I primi tre versi del secondo periodo strofico constano di una triplice epifora di condizionale (“Vorrei/ vorrei/ vorrei fermare”) e sono seguiti da un aggettivo costituente il 4° verso monoverbale (“sbiadito”) in anastrofe sul 5°, dolcissimo, (“il sorriso dei ricordi”), in un ordito straordinariamente espressivo che realizza ed esalta l’effetto ritardante, indugiante della strofa e ne amplifica il pathos. Notevole anche, per originalità della metafora, l’ottonario al 22° verso (“Battigia colma di sole”). Il distico di congedo (di undici e sei sillabe), sentenzioso e perentorio (“Quando è l’anima a fare l’amore/ nulla è più maestoso”) opera un trapasso di tono grandioso, glorificante, a suggello di questa bellissima lirica.

AMULETI D’AMORE
Già edita in Raffaella Amoruso, Amuleti, The Writer Edizioni, 2013.
Nell’alito leggero del vento
Pensieri d’amore
Sulla crosta di Madre Terra
Semi
A colorar le nubi.
Liquida opera nitida
Lucida chiarezza
D’un tratto di mare sciolto.
Benevola armonia
D’anime invaghite
Inventano amuleti
Sulla candida pelle nuda.

Pur gravata da un’enfasi forse eccessiva è ammirevole per la semplicità, il candore e la limpidezza delle immagini scelte a cantare il pensiero innamorato.
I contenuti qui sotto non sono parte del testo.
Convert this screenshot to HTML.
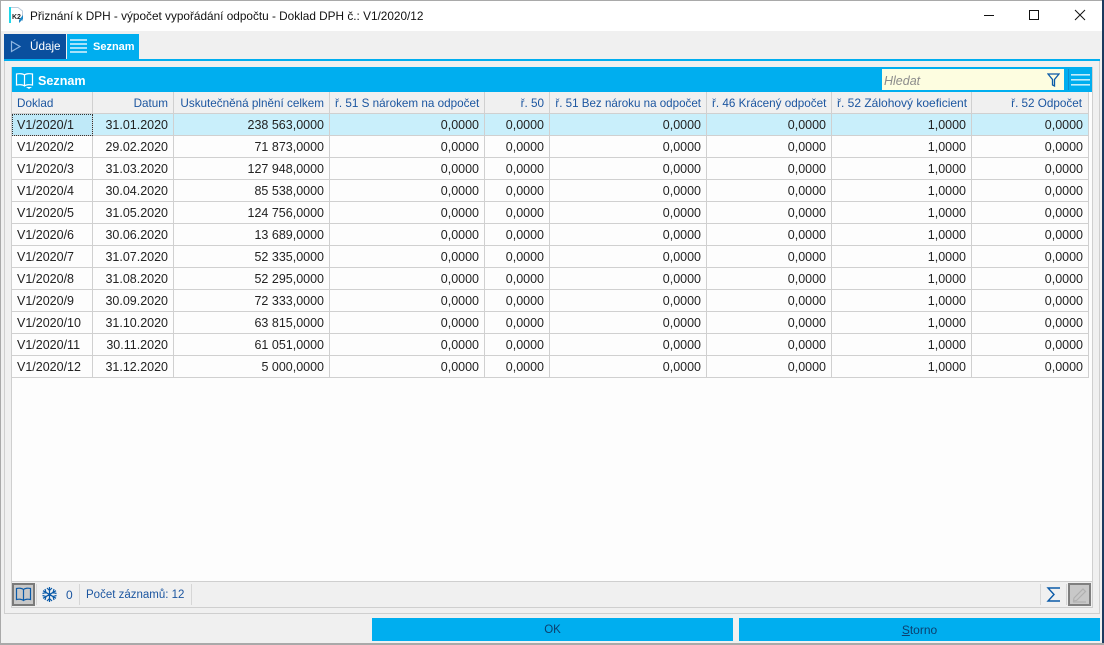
<!DOCTYPE html>
<html><head><meta charset="utf-8"><style>
html,body{margin:0;padding:0}
body{width:1104px;height:645px;position:relative;overflow:hidden;background:#f0f0f0;font:12.5px "Liberation Sans",sans-serif}
.a{position:absolute;box-sizing:border-box}
.t{position:absolute;white-space:nowrap;line-height:16px}
table{position:absolute;left:12px;top:92px;width:1077px;border-collapse:separate;border-spacing:0;table-layout:fixed}
td,th{box-sizing:border-box;height:22px;padding:1px 5px 0 5px;text-align:right;white-space:nowrap;overflow:hidden;border-right:1px solid #d0d0d0;border-bottom:1px solid #d0d0d0;font-weight:normal;color:#222;font-size:12.5px}
th{height:22px;background:#f0f0f0;color:#1c56a0;font-size:11.7px}
td{background:#fdfdfd}
td:first-child,th:first-child{text-align:left}
tr.s td{background:#c9effb}
tr.s td:first-child{background:#bfe9f8;outline:1px dotted #333;outline-offset:-1px}
</style></head><body>
<div class="a" style="left:0;top:0;width:1104px;height:31px;background:#fff;border-top:1px solid #a9a9a9"></div>
<div class="a" style="left:0;top:0;width:1px;height:645px;background:#a9a9a9"></div>
<div class="a" style="left:1102px;top:0;width:2px;height:645px;background:#1b3a5e"></div>
<div class="a" style="left:0;top:643px;width:1104px;height:2px;background:#a9a9a9"></div>
<svg class="a" style="left:8px;top:6px" width="18" height="18" viewBox="0 0 18 18"><rect x="1" y="1" width="2" height="16" fill="#1fd7e8"/><path d="M3 1.5H10L14.5 5V15" fill="none" stroke="#bcd" stroke-width="1"/><rect x="4" y="7" width="10" height="6" fill="#fff"/><text x="4" y="13" font-family="Liberation Sans" font-weight="700" font-size="7" fill="#222">K2</text><path d="M11 17L15 13V9L11 14Z" fill="#1e88c8"/></svg>
<div class="t" style="left:30px;top:8px;color:#111;font-size:11.8px">Přiznání k DPH - výpočet vypořádání odpočtu - Doklad DPH č.: V1/2020/12</div>
<svg class="a" style="left:980px;top:5px" width="115" height="20" viewBox="0 0 115 20" fill="none" stroke="#111" stroke-width="1"><path d="M4 10.5H14"/><rect x="49.5" y="5.5" width="9" height="9"/><path d="M95 5L105 15M105 5L95 15"/></svg>

<div class="a" style="left:4px;top:34px;width:62px;height:25px;background:#0a4f9e"></div>
<svg class="a" style="left:10px;top:40px" width="12" height="13" viewBox="0 0 12 13"><path d="M1.5 1.5V11.5L10 6.5Z" fill="none" stroke="#8fb6e2" stroke-width="1.2"/></svg>
<div class="t" style="left:30px;top:39px;color:#fff;font-size:11.7px">Údaje</div>
<div class="a" style="left:67px;top:34px;width:72px;height:25px;background:#00aeef"></div>
<svg class="a" style="left:70px;top:38px" width="17" height="16" viewBox="0 0 17 16" fill="#a8e2fa"><rect y="1" width="17" height="2"/><rect y="5" width="17" height="2"/><rect y="9" width="17" height="2"/><rect y="13" width="17" height="2"/></svg>
<div class="t" style="left:93px;top:39px;color:#fff;font-size:11px;font-weight:700">Seznam</div>
<div class="a" style="left:4px;top:59px;width:1096px;height:2px;background:#00aeef"></div>

<div class="a" style="left:4px;top:61px;width:1096px;height:553px;border:1px solid #cfcfcf;border-top:0;background:#f0f0f0"></div>
<div class="a" style="left:11px;top:67px;width:1082px;height:541px;border:1px solid #cfcfcf;background:#fdfdfd"></div>
<div class="a" style="left:12px;top:67px;width:1080px;height:25px;background:#00aeef"></div>
<svg class="a" style="left:15px;top:72px" width="20" height="17" viewBox="0 0 20 17" fill="none" stroke="#fff" stroke-width="1.2"><path d="M9.5 3C8 1.5 4 1.5 1.5 2V13C4 12.5 8 12.5 9.5 14C11 12.5 15 12.5 17.5 13V2C15 1.5 11 1.5 9.5 3ZM9.5 3V14"/><path d="M11 15H17L14 17Z" fill="#fff" stroke="none"/></svg>
<div class="t" style="left:38px;top:73px;color:#fff;font-size:12.6px;font-weight:700">Seznam</div>
<div class="a" style="left:882px;top:69px;width:182px;height:21px;background:#fdfde0"></div>
<div class="t" style="left:884px;top:73px;color:#8b8b8b;font-style:italic;font-size:12.5px">Hledat</div>
<svg class="a" style="left:1047px;top:73px" width="13" height="14" viewBox="0 0 13 14" fill="none" stroke="#0a5aa8" stroke-width="1.3"><path d="M1 1H12L7.5 6.5V13L5.5 12V6.5Z"/></svg>
<div class="a" style="left:1068px;top:69px;width:1px;height:21px;background:#0a8fd0"></div>
<svg class="a" style="left:1071px;top:74px" width="19" height="13" viewBox="0 0 19 13" fill="#c4ecfb"><rect y="0" width="19" height="1.6"/><rect y="5" width="19" height="1.6"/><rect y="10" width="19" height="1.6"/></svg>

<table><colgroup><col style="width:81px"><col style="width:81px"><col style="width:156px"><col style="width:155px"><col style="width:65px"><col style="width:157px"><col style="width:125px"><col style="width:140px"><col style="width:117px"></colgroup>
<tr><th>Doklad</th><th>Datum</th><th>Uskutečněná plnění celkem</th><th>ř. 51 S nárokem na odpočet</th><th>ř. 50</th><th style="font-size:11.6px">ř. 51 Bez nároku na odpočet</th><th>ř. 46 Krácený odpočet</th><th style="font-size:12px">ř. 52 Zálohový koeficient</th><th style="padding-right:6px">ř. 52 Odpočet</th></tr>
<tr class="s"><td>V1/2020/1</td><td>31.01.2020</td><td>238 563,0000</td><td>0,0000</td><td>0,0000</td><td>0,0000</td><td>0,0000</td><td>1,0000</td><td>0,0000</td></tr>
<tr><td>V1/2020/2</td><td>29.02.2020</td><td>71 873,0000</td><td>0,0000</td><td>0,0000</td><td>0,0000</td><td>0,0000</td><td>1,0000</td><td>0,0000</td></tr>
<tr><td>V1/2020/3</td><td>31.03.2020</td><td>127 948,0000</td><td>0,0000</td><td>0,0000</td><td>0,0000</td><td>0,0000</td><td>1,0000</td><td>0,0000</td></tr>
<tr><td>V1/2020/4</td><td>30.04.2020</td><td>85 538,0000</td><td>0,0000</td><td>0,0000</td><td>0,0000</td><td>0,0000</td><td>1,0000</td><td>0,0000</td></tr>
<tr><td>V1/2020/5</td><td>31.05.2020</td><td>124 756,0000</td><td>0,0000</td><td>0,0000</td><td>0,0000</td><td>0,0000</td><td>1,0000</td><td>0,0000</td></tr>
<tr><td>V1/2020/6</td><td>30.06.2020</td><td>13 689,0000</td><td>0,0000</td><td>0,0000</td><td>0,0000</td><td>0,0000</td><td>1,0000</td><td>0,0000</td></tr>
<tr><td>V1/2020/7</td><td>31.07.2020</td><td>52 335,0000</td><td>0,0000</td><td>0,0000</td><td>0,0000</td><td>0,0000</td><td>1,0000</td><td>0,0000</td></tr>
<tr><td>V1/2020/8</td><td>31.08.2020</td><td>52 295,0000</td><td>0,0000</td><td>0,0000</td><td>0,0000</td><td>0,0000</td><td>1,0000</td><td>0,0000</td></tr>
<tr><td>V1/2020/9</td><td>30.09.2020</td><td>72 333,0000</td><td>0,0000</td><td>0,0000</td><td>0,0000</td><td>0,0000</td><td>1,0000</td><td>0,0000</td></tr>
<tr><td>V1/2020/10</td><td>31.10.2020</td><td>63 815,0000</td><td>0,0000</td><td>0,0000</td><td>0,0000</td><td>0,0000</td><td>1,0000</td><td>0,0000</td></tr>
<tr><td>V1/2020/11</td><td>30.11.2020</td><td>61 051,0000</td><td>0,0000</td><td>0,0000</td><td>0,0000</td><td>0,0000</td><td>1,0000</td><td>0,0000</td></tr>
<tr><td>V1/2020/12</td><td>31.12.2020</td><td>5 000,0000</td><td>0,0000</td><td>0,0000</td><td>0,0000</td><td>0,0000</td><td>1,0000</td><td>0,0000</td></tr>
</table>

<div class="a" style="left:12px;top:581px;width:1080px;height:26px;background:#f0f0f0;border-top:1px solid #cfcfcf"></div>
<div class="a" style="left:12px;top:583px;width:23px;height:23px;border:2px solid #7a7a7a;background:#c8c8c8"></div>
<svg class="a" style="left:15px;top:587px" width="17" height="15" viewBox="0 0 17 15" fill="none" stroke="#0a5aa8" stroke-width="1.2"><path d="M8.5 2.5C7 1 3.5 1 1.5 1.5V12.5C3.5 12 7 12 8.5 13.5C10 12 13.5 12 15.5 12.5V1.5C13.5 1 10 1 8.5 2.5ZM8.5 2.5V13.5"/></svg>
<div class="a" style="left:36px;top:584px;width:1px;height:21px;background:#d6d6d6"></div>
<svg class="a" style="left:41px;top:586px" width="17" height="17" viewBox="0 0 17 17" fill="none" stroke="#0a5aa8" stroke-width="1.2"><path d="M8.5 1V16M2 4.7L15 12.3M15 4.7L2 12.3M6 2L8.5 4.5L11 2M6 15L8.5 12.5L11 15M1.5 7.5L5 6.5L4 3M15.5 7.5L12 6.5L13 3M1.5 9.5L5 10.5L4 14M15.5 9.5L12 10.5L13 14"/></svg>
<div class="t" style="left:66px;top:587px;color:#1c56a0;font-size:12px">0</div>
<div class="a" style="left:79px;top:584px;width:1px;height:21px;background:#d6d6d6"></div>
<div class="t" style="left:86px;top:587px;color:#1c56a0;font-size:11.5px">Počet záznamů: 12</div>
<div class="a" style="left:191px;top:584px;width:1px;height:21px;background:#d6d6d6"></div>
<div class="a" style="left:1040px;top:584px;width:1px;height:21px;background:#d6d6d6"></div>
<svg class="a" style="left:1046px;top:586px" width="15" height="17" viewBox="0 0 15 17" fill="none" stroke="#0a5aa8" stroke-width="1.4"><path d="M14 2H2L8 8.5L2 15H14"/></svg>
<div class="a" style="left:1066px;top:584px;width:1px;height:21px;background:#d6d6d6"></div>
<div class="a" style="left:1068px;top:583px;width:23px;height:23px;border:2px solid #7f7f7f;background:#c8c8c8"></div>
<svg class="a" style="left:1071px;top:586px" width="17" height="17" viewBox="0 0 17 17" fill="none" stroke="#b0b0b0" stroke-width="1.2"><path d="M3 12L12 3L14.5 5.5L5.5 14.5L2.5 15Z"/><path d="M2 16H15"/></svg>

<div class="a" style="left:372px;top:618px;width:361px;height:23px;background:#00aeef;color:#0c3f6e;text-align:center;line-height:25px;font-size:11.5px">OK</div>
<div class="a" style="left:739px;top:618px;width:361px;height:23px;background:#00aeef;color:#0c3f6e;text-align:center;line-height:24px;font-size:12px"><u>S</u>torno</div>
</body></html>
Nella strofa conclusiva tre settenari, miti e sereni, preludono a un luminoso novenario intriso di innocenza (“sulla candida pelle nuda”).

OLTRE IL TEMPO
Già edita in AA.VV., “Ascoltami... Ascoltati”. Vol. 1, The Writer, 2013.
Un guizzo
Al di là del tempo
Dove mani si cercano
Occhi ingenuamente scoprono
Giochi di luce mai visti.
Il nobile cuore respira
Tenace
Autentico
Come canto del vento tra i capelli
Come melodia del mare
Che incantato
S’avventa su scogli a picco
E trova pace.

In un’atmosfera naturalistica, in una dimensione onirica, ultratemporale, la poetessa cerca e identifica i valori immortali dell’amore nei gesti e nei modi di un gioco infinito, sempre uguale e sempre nuovo. Anche qui la Amoruso riserva un epos glorioso al cuore amante (“nobile cuore”) e lo adorna di due similitudini naturali e leggiadre (il vento e il mare).
L’endecasillabo al 9° verso poi (“Come canto del vento fra i capelli”) è splendido per l’armoniosa, fluente musicalità.